In the realities of a new bipolar world, it is increasingly unlikely that the fate of the Russo-Ukrainian war will be decided by unilateral efforts.
Another obstacle Trump faces in fulfilling his promise to bring the war to an end is what the theory of conflict maturity refers to, oddly enough, as immaturity. According to this theory, mediation can only be effective in those conflicts where the parties themselves want to find a solution, in the knowledge that continuing the war will only make their situation worse. It is highly doubtful that the Russian leadership views the situation in this way. Trump believes that Putin wants to end the war because it is not going as the Russian president would wish. But this assessment may be inaccurate: there are no signs of deep crisis in Russia, and for the Kremlin regime, a continuation of the war may be the best-case scenario, even at the cost of Russia’s long-term national interests. Putin will probably agree to Ukraine’s surrender on Moscow’s terms, but he may very well reject everything else.

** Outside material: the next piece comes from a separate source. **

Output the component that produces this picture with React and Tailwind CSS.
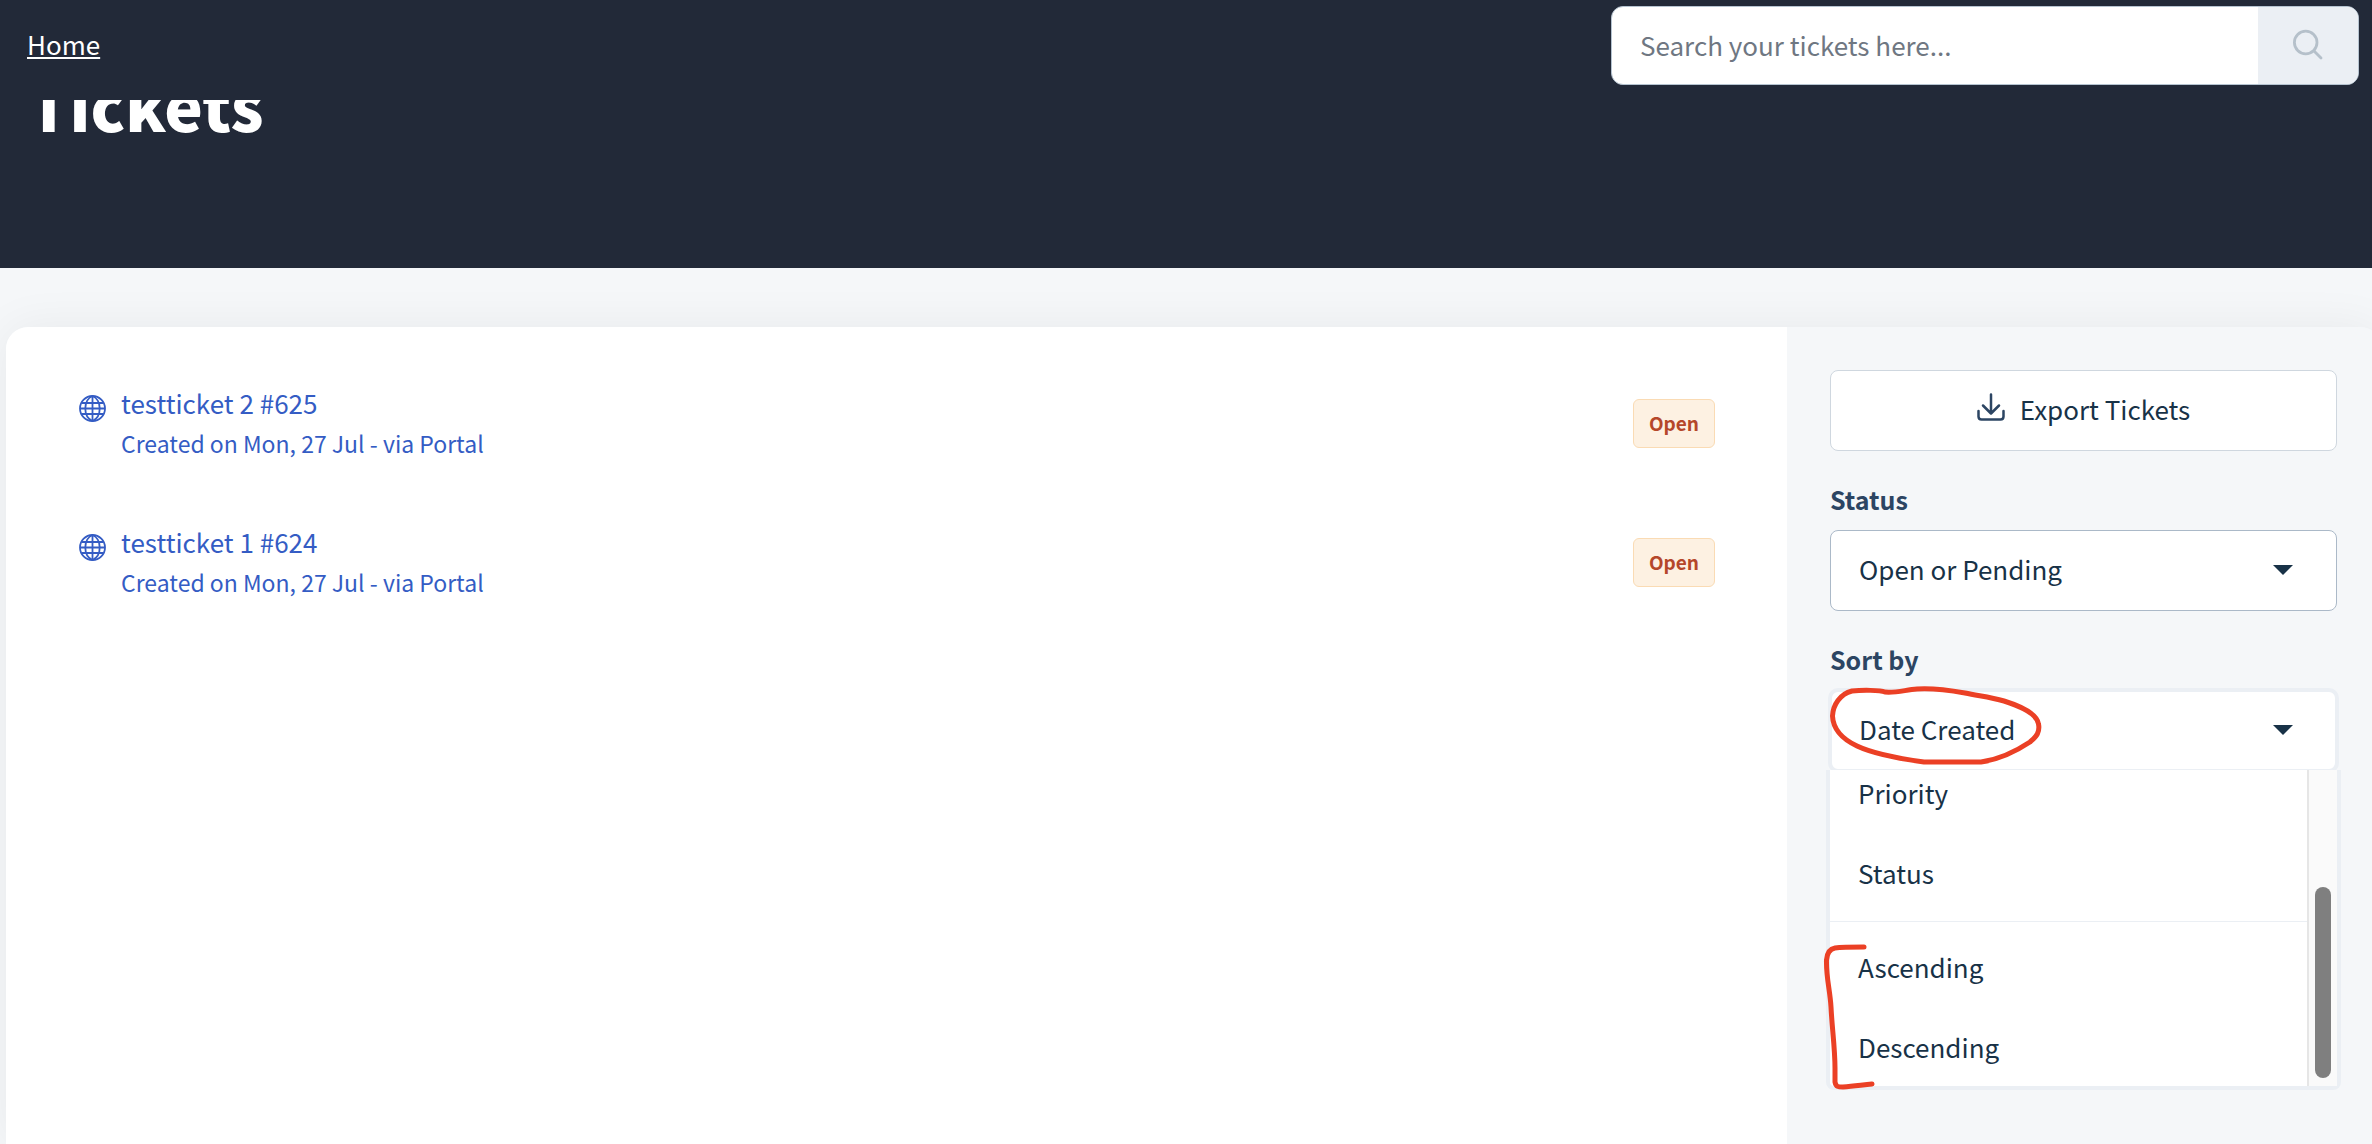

Over the past three years, a number of countries have signalled their willingness to act as mediators. And each time, the war showed that its logic was stronger. The continuation of hostilities increases the price, but both sides have shown that they are willing to pay. The US has a somewhat higher chance of providing effective mediation than, say, China, Saudi Arabia or Turkey. After all, the US is Ukraine’s main donor, and it has the potential to exert a lot of pressure on Kyiv’s policy. Washington could – albeit to a much lesser extent – influence Moscow as well, or initiate broader formats involving China.
But Washington is no longer omnipotent. In the realities of a new bipolar world, it is increasingly unlikely that the fate of the Russo-Ukrainian war will be decided by unilateral efforts.